La historia que aquí les comparto pasó hace un par de años, antes de comenzar la misa de Navidad en una capilla de la zona sur de la arquidiócesis de Santiago, Chile. Llegó una familia con sus hijos, uno de los niños traía un oso de peluche y al saludarlos a la entrada de la iglesia, decidí pedirle prestado el oso al niño para saludar a su oso de peluche también.
El niño, con una mirada y una acción clara, fuerte y determinada, me dio a entender, que no compartiría a su amigo conmigo. Porque este amigo oso era alguien muy especial para él, era su amigo, compañía de día y de noche. Es decir, su mirada me dijo; que no compartiría con un extraño su gran tesoro y amistad que tenía con su oso de peluche. Frente a tan férrea defensa de la amistad, los invite a todos a seguir camino a la misa.
A la hora fijada por la comunidad comencé la misa de Navidad. Cuando llegó el momento de la paz, este niño se me acerca y me entrega su oso. Me comparte su amigo para que también reciba la paz. Ahora que ya habíamos celebrado gran parte de la misa, él me consideraba alguien cercano que podía valorar todo su cariño por su oso.
Por supuesto tomé el oso y le di el signo de la paz de igual manera que se lo di al niño y aproveché el momento para agradecerle el tremendo regalo que me había compartido en la fiesta de la Navidad. Este niño me había compartido lo más sagrado que tenía, me había llenado de un sentimiento de alegría y gozo, porque ya no era un extraño, sino un conocido, capaz de recibir a su propio amigo. Debo reconocer que mis ojos se llenaron de lágrimas de alegría.

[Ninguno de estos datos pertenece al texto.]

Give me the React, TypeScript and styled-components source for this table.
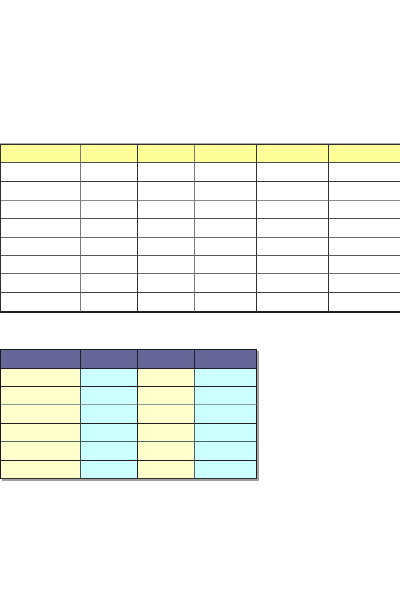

Así también los misioneros, cada vez que nos encontramos con otro, nos acercamos y en la experiencia de la amistad, vamos compartiendo lo más sagrado que tenemos, el evangelio de Jesucristo. No solo eso, también compartimos la vida del que nos salvó, haciéndonos como ese niño, capaces de mostrar el rostro amoroso de Dios, en el encuentro entre Dios y la persona. Y lograr vivir esto hace que los ojos se llenen de gozo.